Without the images, write out the whole listing exactly.
——————
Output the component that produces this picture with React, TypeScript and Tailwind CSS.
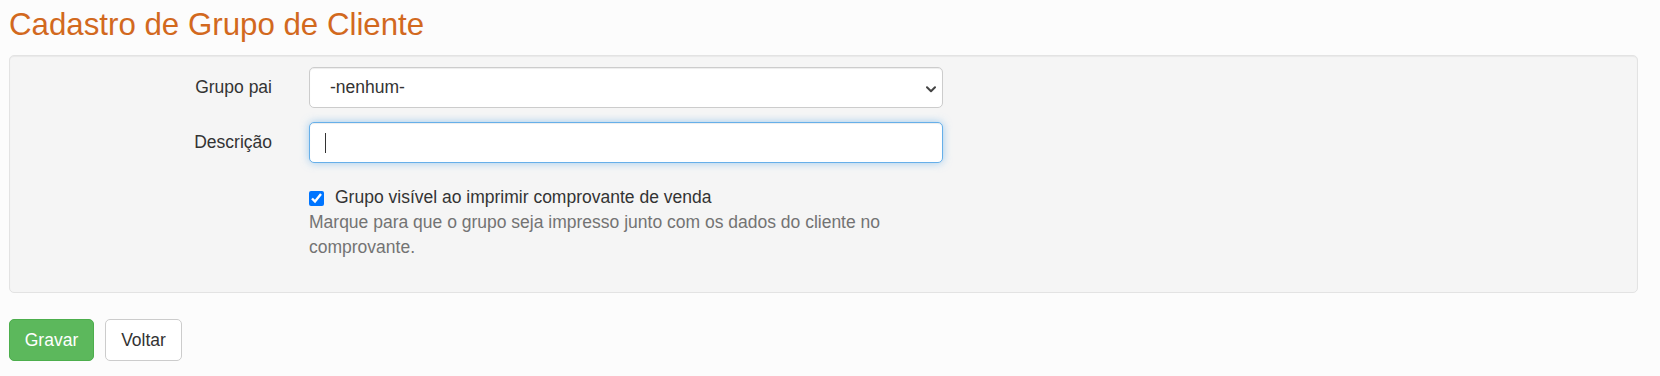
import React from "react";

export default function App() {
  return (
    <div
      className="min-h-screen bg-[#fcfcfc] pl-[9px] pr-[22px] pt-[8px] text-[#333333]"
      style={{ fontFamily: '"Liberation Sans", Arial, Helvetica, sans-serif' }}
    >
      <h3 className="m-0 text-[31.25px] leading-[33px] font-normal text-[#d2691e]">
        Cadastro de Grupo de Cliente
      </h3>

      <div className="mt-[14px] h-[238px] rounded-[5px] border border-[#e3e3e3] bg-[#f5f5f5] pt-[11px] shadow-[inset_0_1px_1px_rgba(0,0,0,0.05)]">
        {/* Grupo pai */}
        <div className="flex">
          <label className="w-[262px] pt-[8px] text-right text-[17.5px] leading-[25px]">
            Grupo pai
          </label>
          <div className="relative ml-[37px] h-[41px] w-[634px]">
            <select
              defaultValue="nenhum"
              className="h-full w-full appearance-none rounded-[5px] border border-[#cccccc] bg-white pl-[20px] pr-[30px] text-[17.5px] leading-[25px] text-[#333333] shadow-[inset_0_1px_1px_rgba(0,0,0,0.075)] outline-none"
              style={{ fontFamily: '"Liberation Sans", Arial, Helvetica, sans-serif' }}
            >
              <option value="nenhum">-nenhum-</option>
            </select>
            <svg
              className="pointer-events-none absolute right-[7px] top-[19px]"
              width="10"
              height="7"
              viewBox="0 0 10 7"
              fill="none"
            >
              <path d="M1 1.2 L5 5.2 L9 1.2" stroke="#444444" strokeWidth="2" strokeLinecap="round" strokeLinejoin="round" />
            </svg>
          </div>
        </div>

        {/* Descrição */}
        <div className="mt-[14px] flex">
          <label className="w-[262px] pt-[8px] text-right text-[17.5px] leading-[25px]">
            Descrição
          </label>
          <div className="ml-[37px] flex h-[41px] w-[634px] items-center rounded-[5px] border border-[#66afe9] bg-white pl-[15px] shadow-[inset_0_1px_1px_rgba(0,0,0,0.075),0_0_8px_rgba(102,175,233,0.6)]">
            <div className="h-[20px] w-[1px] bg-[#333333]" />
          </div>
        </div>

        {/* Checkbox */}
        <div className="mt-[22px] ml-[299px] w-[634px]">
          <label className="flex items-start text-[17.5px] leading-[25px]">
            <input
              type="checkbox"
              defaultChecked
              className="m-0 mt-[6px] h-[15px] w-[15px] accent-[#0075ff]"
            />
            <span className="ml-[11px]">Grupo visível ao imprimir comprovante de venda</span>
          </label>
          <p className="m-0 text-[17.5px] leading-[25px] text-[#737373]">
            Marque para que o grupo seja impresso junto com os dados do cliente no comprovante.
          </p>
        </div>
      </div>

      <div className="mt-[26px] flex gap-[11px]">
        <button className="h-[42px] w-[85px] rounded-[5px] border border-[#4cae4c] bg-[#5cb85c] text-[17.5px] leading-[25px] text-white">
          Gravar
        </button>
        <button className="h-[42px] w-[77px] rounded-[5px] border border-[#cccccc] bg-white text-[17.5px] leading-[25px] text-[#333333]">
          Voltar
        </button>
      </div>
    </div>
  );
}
——————
▶ _Answer below_
Output the component that produces this picture with React, TypeScript and Tailwind CSS.
import React from "react";

export default function App() {
  return (
    <div
      className="min-h-screen bg-[#fcfcfc] pl-[9px] pr-[22px] pt-[8px] text-[#333333]"
      style={{ fontFamily: '"Liberation Sans", Arial, Helvetica, sans-serif' }}
    >
      <h3 className="m-0 text-[31.25px] leading-[33px] font-normal text-[#d2691e]">
        Cadastro de Grupo de Cliente
      </h3>

      <div className="mt-[14px] h-[238px] rounded-[5px] border border-[#e3e3e3] bg-[#f5f5f5] pt-[11px] shadow-[inset_0_1px_1px_rgba(0,0,0,0.05)]">
        {/* Grupo pai */}
        <div className="flex">
          <label className="w-[262px] pt-[8px] text-right text-[17.5px] leading-[25px]">
            Grupo pai
          </label>
          <div className="relative ml-[37px] h-[41px] w-[634px]">
            <select
              defaultValue="nenhum"
              className="h-full w-full appearance-none rounded-[5px] border border-[#cccccc] bg-white pl-[20px] pr-[30px] text-[17.5px] leading-[25px] text-[#333333] shadow-[inset_0_1px_1px_rgba(0,0,0,0.075)] outline-none"
              style={{ fontFamily: '"Liberation Sans", Arial, Helvetica, sans-serif' }}
            >
              <option value="nenhum">-nenhum-</option>
            </select>
            <svg
              className="pointer-events-none absolute right-[7px] top-[19px]"
              width="10"
              height="7"
              viewBox="0 0 10 7"
              fill="none"
            >
              <path d="M1 1.2 L5 5.2 L9 1.2" stroke="#444444" strokeWidth="2" strokeLinecap="round" strokeLinejoin="round" />
            </svg>
          </div>
        </div>

        {/* Descrição */}
        <div className="mt-[14px] flex">
          <label className="w-[262px] pt-[8px] text-right text-[17.5px] leading-[25px]">
            Descrição
          </label>
          <div className="ml-[37px] flex h-[41px] w-[634px] items-center rounded-[5px] border border-[#66afe9] bg-white pl-[15px] shadow-[inset_0_1px_1px_rgba(0,0,0,0.075),0_0_8px_rgba(102,175,233,0.6)]">
            <div className="h-[20px] w-[1px] bg-[#333333]" />
          </div>
        </div>

        {/* Checkbox */}
        <div className="mt-[22px] ml-[299px] w-[634px]">
          <label className="flex items-start text-[17.5px] leading-[25px]">
            <input
              type="checkbox"
              defaultChecked
              className="m-0 mt-[6px] h-[15px] w-[15px] accent-[#0075ff]"
            />
            <span className="ml-[11px]">Grupo visível ao imprimir comprovante de venda</span>
          </label>
          <p className="m-0 text-[17.5px] leading-[25px] text-[#737373]">
            Marque para que o grupo seja impresso junto com os dados do cliente no comprovante.
          </p>
        </div>
      </div>

      <div className="mt-[26px] flex gap-[11px]">
        <button className="h-[42px] w-[85px] rounded-[5px] border border-[#4cae4c] bg-[#5cb85c] text-[17.5px] leading-[25px] text-white">
          Gravar
        </button>
        <button className="h-[42px] w-[77px] rounded-[5px] border border-[#cccccc] bg-white text-[17.5px] leading-[25px] text-[#333333]">
          Voltar
        </button>
      </div>
    </div>
  );
}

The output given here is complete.